A Two-Stage ML Approach to Missing Data: Theory and Application to Auxiliary Variables
Victoria Savalei, Peter M. Bentler
A popular ad-hoc approach to conducting SEM with missing data is to obtain a saturated ML estimate of the sample covariance matrix ('the EM covariance matrix') and then to use this estimate in the complete data ML fitting function to obtain parameter estimates. This two-stage approach is appealing because it minimizes a familiar function while being only marginally less efficient than the direct ML approach (Graham, 2003). Importantly also, the two-stage approach allows for easy incorporation of auxiliary variables, which can mitigate bias and efficiency problems due to missing data (Collins, Schafer, & Kam, 2001).
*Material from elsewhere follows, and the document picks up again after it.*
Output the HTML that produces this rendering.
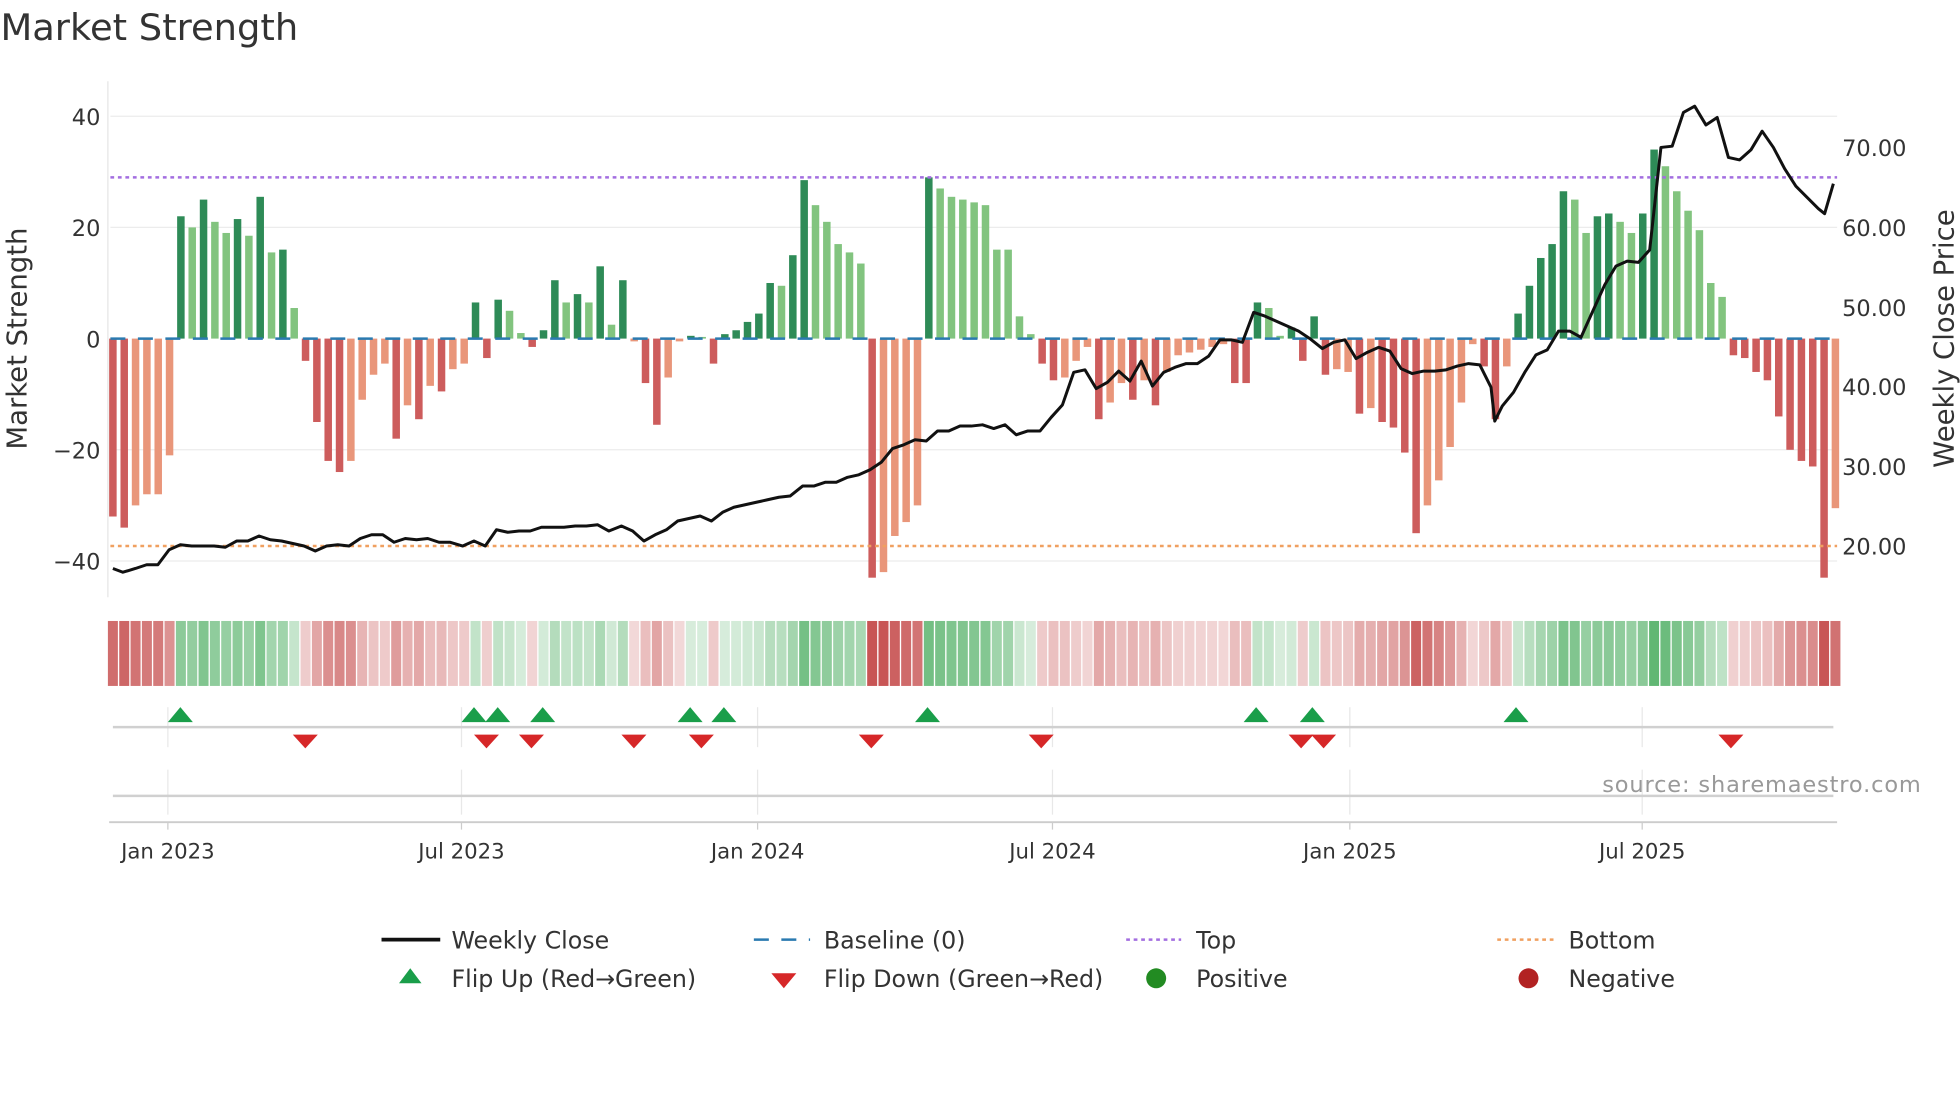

Incorporating auxiliary variables with direct ML is not straightforward and requires setting up a special model. However, standard errors and test statistics provided by the complete data routine analyzing the EM covariance matrix will be incorrect. Empirical approaches to finding the right corrections have failed to provide unequivocal solutions (Enders & Peugh, 2004). In this paper, we rely on the results of Yuan and Bentler (2000) to develop theoretical formulas for the correct standard errors and test statistics for the two-stage approach and its extension to include auxiliary variables. Since these accurately reflect the variability of the two-stage estimator, the actual sample size multiplier n can be used, and no adjustments are necessary. We study the performance of the two-stage test statistics and standard errors in a small simulation study, replicating the conditions studied by Enders and Peugh. We find that not only does the new two-stage approach perform well in all conditions, but the two-stage residual-based test statistic outperforms the direct ML statistic, deemed optimal in the missing data literature. We call for an incorporation of this new missing data method into standard SEM software for further study.
2007-09-01